Wednesday, 12 March 2014

There Was Time II

In Poul Anderson's There Will Be Time (New York, 1973), when Jack Havig saw Crusaders approaching his friends', the Manasses', house cut down by machine gun fire from within the house, his older self, approaching on foot, heard the machine gun fire. The younger Havig disappeared into time and the older Havig entered the house minutes later.

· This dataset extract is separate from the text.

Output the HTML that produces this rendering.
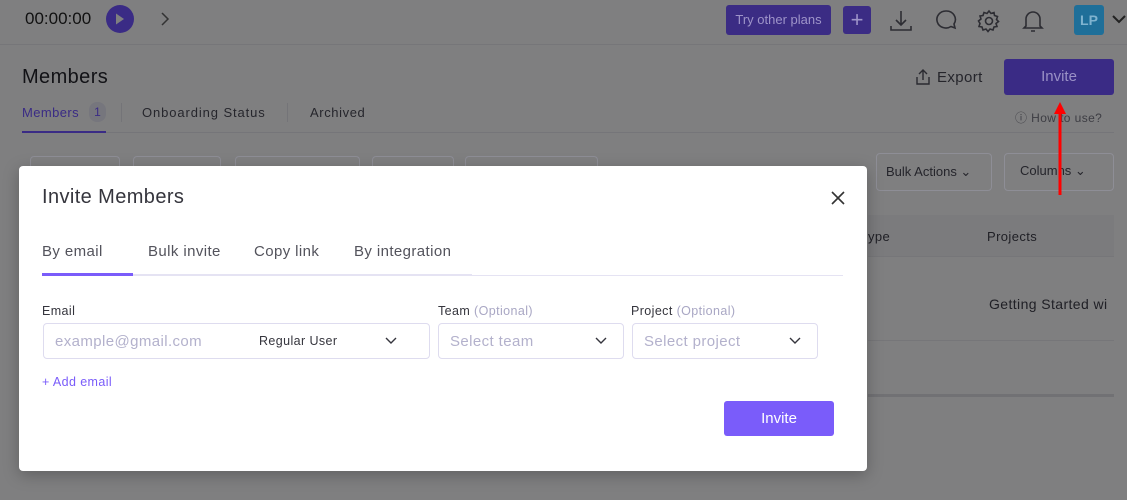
<!DOCTYPE html>
<html><head><meta charset="utf-8"><style>
*{box-sizing:border-box;margin:0;padding:0}
body{width:1127px;height:500px;overflow:hidden;background:#7f7f80;font-family:"Liberation Sans",sans-serif;position:relative;color:#1d1d24}
.a{position:absolute}
.t{white-space:nowrap;letter-spacing:.4px}
.ob{border:1px solid #8e8e96;border-radius:4px}
</style></head><body>
<div class="a" style="left:0;top:44px;width:1127px;height:1px;background:#767679"></div>
<div class="a t" style="left:25px;top:9px;font-size:17px;color:#111;letter-spacing:0">00:00:00</div>
<div class="a" style="left:106px;top:5px;width:28px;height:28px;border-radius:50%;background:#3a2b85"></div>
<svg class="a" style="left:114px;top:12px" width="12" height="14"><path d="M2 1.5 L10 7 L2 12.5Z" fill="#7f7f80"/></svg>
<svg class="a" style="left:159px;top:12px" width="12" height="14"><path d="M3 1 L9 7 L3 13" stroke="#333" stroke-width="1.5" fill="none"/></svg>
<div class="a t" style="left:726px;top:5px;width:105px;height:30px;background:#3b2c84;border-radius:3px;color:#9e94c9;font-size:13px;line-height:30px;text-align:center;letter-spacing:0">Try other plans</div>
<div class="a" style="left:843px;top:6px;width:28px;height:28px;background:#3b2c84;border-radius:3px;color:#9e94c9;font-size:22px;line-height:27px;text-align:center">+</div>
<svg class="a" style="left:888px;top:8px" width="26" height="26" fill="none" stroke="#2d2d33" stroke-width="1.6"><path d="M13 3v14M8 12l5 5 5-5M3 18v4h20v-4"/></svg>
<svg class="a" style="left:933px;top:8px" width="26" height="26" fill="none" stroke="#2d2d33" stroke-width="1.6"><path d="M13 3a9 8.5 0 1 0 5 15.5l4 1.5-1-4A9 8.5 0 0 0 13 3z"/></svg>
<svg class="a" style="left:976px;top:8px" width="26" height="26" fill="none" stroke="#2d2d33" stroke-width="1.6"><circle cx="13" cy="13" r="3.5"/><path d="M13 3l2 2.5 3-1 .5 3 3 1-1 3 2 2-2.5 2 1 3-3 .5-1 3-3-1-2 2.5-2-2.5-3 1-1-3-3-.5 1-3L2.5 13 5 11l-1-3 3-.5 1-3 3 1z"/></svg>
<svg class="a" style="left:1020px;top:7px" width="26" height="28" fill="none" stroke="#2d2d33" stroke-width="1.6"><path d="M6 19V12a7 7 0 0 1 14 0v7l2 2H4zM11 24h4"/></svg>
<div class="a" style="left:1074px;top:5px;width:30px;height:30px;background:#1f6f99;border-radius:3px;color:#7fb3cf;font-size:14px;line-height:30px;text-align:center;font-weight:bold">LP</div>
<svg class="a" style="left:1112px;top:13px" width="15" height="12"><path d="M1 3l6 6 6-6" stroke="#222" stroke-width="2" fill="none"/></svg>
<div class="a t" style="left:22px;top:66px;font-size:20px;color:#121216">Members</div>
<div class="a t" style="left:22px;top:105px;font-size:13px;color:#3a2b85">Members</div>
<div class="a" style="left:89px;top:102px;width:17px;height:20px;background:#76767d;border-radius:8px;color:#3a2b85;font-size:12px;text-align:center;line-height:20px">1</div>
<div class="a" style="left:121px;top:103px;width:1px;height:19px;background:#747478"></div>
<div class="a t" style="left:142px;top:105px;font-size:13px;color:#26262c;letter-spacing:.9px">Onboarding Status</div>
<div class="a" style="left:287px;top:103px;width:1px;height:19px;background:#747478"></div>
<div class="a t" style="left:310px;top:105px;font-size:13px;color:#26262c;letter-spacing:.6px">Archived</div>
<div class="a" style="left:22px;top:132px;width:1092px;height:1px;background:#757579"></div>
<div class="a" style="left:22px;top:131px;width:84px;height:2px;background:#3a2b85"></div>
<svg class="a" style="left:914px;top:68px" width="18" height="18" fill="none" stroke="#2a2a30" stroke-width="1.4"><path d="M9 2v10M5 6l4-4 4 4M3 9v7h12V9"/></svg>
<div class="a t" style="left:937px;top:69px;font-size:15px;color:#25252b">Export</div>
<div class="a" style="left:1004px;top:59px;width:110px;height:36px;background:#3a2b85;border-radius:3px;color:#9a91c6;font-size:15px;text-align:center;line-height:36px">Invite</div>
<div class="a t" style="left:1015px;top:109px;font-size:12px;color:#3d3d43">ⓘ How to use?</div>
<div class="a ob" style="left:876px;top:153px;width:116px;height:38px;font-size:13px;color:#25252b;line-height:36px;padding-left:9px">Bulk Actions ⌄</div>
<div class="a ob" style="left:1004px;top:153px;width:110px;height:38px;font-size:13px;color:#25252b;line-height:34px;padding-left:15px">Columns ⌄</div>
<div class="a" style="left:868px;top:215px;width:246px;height:42px;background:#7b7b7d;border-bottom:1px solid #767679"></div>
<div class="a t" style="left:868px;top:229px;font-size:13px;color:#1f1f25">ype</div>
<div class="a t" style="left:987px;top:229px;font-size:13px;color:#1f1f25">Projects</div>
<div class="a t" style="left:989px;top:296px;font-size:14px;color:#1f1f25">Getting Started wi</div>
<div class="a" style="left:868px;top:340px;width:246px;height:1px;background:#767679"></div>
<div class="a" style="left:868px;top:394px;width:246px;height:3px;background:#717174"></div>
<div class="a ob" style="left:30px;top:156px;width:90px;height:14px;border-bottom:none"></div>
<div class="a ob" style="left:133px;top:156px;width:88px;height:14px;border-bottom:none"></div>
<div class="a ob" style="left:235px;top:156px;width:125px;height:14px;border-bottom:none"></div>
<div class="a ob" style="left:372px;top:156px;width:82px;height:14px;border-bottom:none"></div>
<div class="a ob" style="left:465px;top:156px;width:133px;height:14px;border-bottom:none"></div>
<svg class="a" style="left:1052px;top:100px" width="16" height="96"><path d="M8 95V10" stroke="#f00" stroke-width="3"/><path d="M2 14L8 2l6 12z" fill="#f00"/></svg>
<div class="a" style="left:19px;top:166px;width:848px;height:305px;background:#fff;border-radius:4px;box-shadow:0 4px 16px rgba(0,0,0,.25)">
<div class="a t" style="left:23px;top:20px;font-size:20px;color:#35353d">Invite Members</div>
<svg class="a" style="left:812px;top:25px" width="14" height="14"><path d="M1 1l12 12M13 1L1 13" stroke="#333" stroke-width="1.6"/></svg>
<div class="a t" style="left:23px;top:77px;font-size:15px;color:#53535c">By email</div>
<div class="a t" style="left:129px;top:77px;font-size:15px;color:#53535c">Bulk invite</div>
<div class="a t" style="left:235px;top:77px;font-size:15px;color:#53535c">Copy link</div>
<div class="a t" style="left:335px;top:77px;font-size:15px;color:#53535c">By integration</div>
<div class="a" style="left:23px;top:109px;width:801px;height:1px;background:#e5e3f3"></div>
<div class="a" style="left:114px;top:108px;width:339px;height:2px;background:#e5e3f3"></div>
<div class="a" style="left:23px;top:107px;width:91px;height:3px;background:#7a5cfa"></div>
<div class="a t" style="left:23px;top:138px;font-size:12.5px;color:#35353d">Email</div>
<div class="a t" style="left:419px;top:138px;font-size:12.5px;color:#35353d">Team <span style="color:#a9a7c4">(Optional)</span></div>
<div class="a t" style="left:612px;top:138px;font-size:12.5px;color:#35353d">Project <span style="color:#a9a7c4">(Optional)</span></div>
<div class="a" style="left:24px;top:157px;width:387px;height:36px;border:1px solid #dedcef;border-radius:4px"></div>
<div class="a t" style="left:36px;top:167px;font-size:15px;color:#b3b1cc">example@gmail.com</div>
<div class="a t" style="left:240px;top:168px;font-size:12.5px;color:#35353d">Regular User</div>
<svg class="a" style="left:366px;top:171px" width="12" height="8"><path d="M1 1l5 5 5-5" stroke="#35353d" stroke-width="1.4" fill="none"/></svg>
<div class="a" style="left:419px;top:157px;width:186px;height:36px;border:1px solid #dedcef;border-radius:4px"></div>
<div class="a t" style="left:431px;top:167px;font-size:15px;color:#b3b1cc">Select team</div>
<svg class="a" style="left:576px;top:171px" width="12" height="8"><path d="M1 1l5 5 5-5" stroke="#35353d" stroke-width="1.4" fill="none"/></svg>
<div class="a" style="left:613px;top:157px;width:186px;height:36px;border:1px solid #dedcef;border-radius:4px"></div>
<div class="a t" style="left:625px;top:167px;font-size:15px;color:#b3b1cc">Select project</div>
<svg class="a" style="left:770px;top:171px" width="12" height="8"><path d="M1 1l5 5 5-5" stroke="#35353d" stroke-width="1.4" fill="none"/></svg>
<div class="a t" style="left:23px;top:209px;font-size:12.5px;color:#7a5cfa">+ Add email</div>
<div class="a" style="left:705px;top:235px;width:110px;height:35px;background:#7a5cfa;border-radius:3px;color:#fff;font-size:15px;text-align:center;line-height:35px">Invite</div>
</div>
</body></html>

He had been told that the Eyrie would compensate, protect and resettle the family but has come to check. In fact, Doukas has been killed and Xenia is about to be raped. Havig faces four Eyrie men, Moriarty, Hans, Coenraad and Mendoza who holds a tommygun on him. Noting positions, he decides what to do. Would it be too late to decide after his older selves have appeared? Six Havigs appear.

Havig:

travels a few minutes back in time while sidestepping;
travels forward in time while drawing his pistol;
appears by Hans and kills him,
travels back in time while crossing the room;
kills Coenraad while Moriarty disappears;
travels forward in time while Mendoza fires at him;
sees Moriarty appear;
travels back and kills Moriarty on arrival;
time travels to avoid Mendoza;
seeing Mendoza disappear, travels pastward to catch his breath;
returning, scans the period of combat in detail but sees no Mendoza beyond a very early point;
infers that Mendoza has fled uptime;
urgently gets the surviving members of the household away from the house.

When Havig returns and sees no Mendoza beyond an early point, why can he not appear and kill Mendoza at that early point? The novel is set in an invariable reality but what keeps it invariable?